The kernel of the idea for this uncommon musical performance germinated over years in the mind and soul of the witty, sometimes acerbic Jerusalemite Myra Gutterman. Coincidentally, Gutterman is a swimming teacher who spends many hours in pools of water teaching challenged persons to swim. It turns out that she has an undergraduate degree in theater arts and dramatic literature from California. It took 12 years, like a bat mitzvah, for the play to develop. Along the way, Gutterman joined forces with Toby Klein Greenwald, a veteran theater-for-women playwright and producer.
The Gutterman-Greenwald script is based on interviews of tens of women on their mikve experiences. In that, it resembles playwright Eve Ensler’s controversial Vagina Monologues, written in 1996. You won’t find the “v” word in Mikva the Musical, which remains modest and chaste, despite the subject matter. Still it’s neither treacly nor preachy. The torments of women who have immersed despite hydrophobia and obsessive compulsive disease share the stage with the sleepy pleasure of a woman who is taking her first long uninterrupted bath after giving birth.

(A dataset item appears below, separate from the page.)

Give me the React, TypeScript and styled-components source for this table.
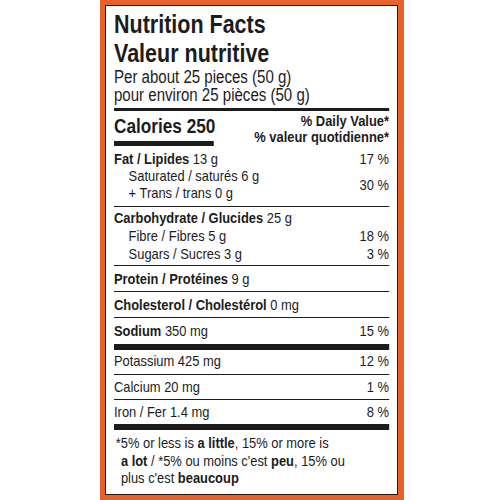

I met Ensler on her trip to Israel with Jane Fonda in 2002 and I found myself thinking, “Eve has to see Mikva the Musical.”
Several of the monologues are drawn from a book called Total Immersion, A Mikva Anthology, an early trailblazer in demystifying and broadening the discussion of ritual baths. Like Ensler’s Monologues, it was first published in 1996, originated and edited by Chabad emissary Rivkah Slonim, in Binghamton University, New York. By the time the second edition of her book was published in 2006, she found that it was gaining a certain popularity among women beyond the world of Orthodox Jewry.
Mikva the Musical is the next step. The monologues expose the challenges without destroying the potential beauty. Greenwald herself makes one hilarious cameo appearance on stage. The five actors include well-known professional singer Adina Feldman, whose superb singing galvanizes the others, who also have excellent voices and abundant acting talent.
While four of the women tell the stories of others, Michele Gray Thaler gradually reveals her own story, acting from her wheelchair. Born in Pennsylvania, Thaler came to Israel to study and work. She married and had four children. An epidural went bad in her fifth birth and left her unable to move from the waist down. While undergoing physical therapy after the event, a religiously observant nurse encouraged her to be in touch when she was ready to go back to the mikva, which seemed distant.
“I simply wasn’t there yet,” says Thaler.
That day came. The nurse spent three hours with Thaler to help her prepare. Thaler gave birth to two additional children, and the nurse, who had been suffering from secondary infertility, got pregnant, too.
When collaborators Gutterman and Greenwald asked to use Thaler’s story, she agreed if she could play the part herself.
“I didn’t want anyone portraying me as a poor soul,” she said. “I thought I could best express who I am.”
She plays herself with frankness and cheerful resignation, eliciting empathy, never pity.
Mikve lore is full of stories of women who traveled great distances or who broke holes in ice in order to immerse. Indeed, Mikva the Musical has its own take-off on this theme called “Dipping in Aruba.” But heroism comes in many forms, as you’ll see when Mikva the Musical plays in a salon near you.
The writer is the Israel director of public relations at Hadassah, the Women’s Zionist Organization of America. Her latest book is A Daughter of Many Mothers.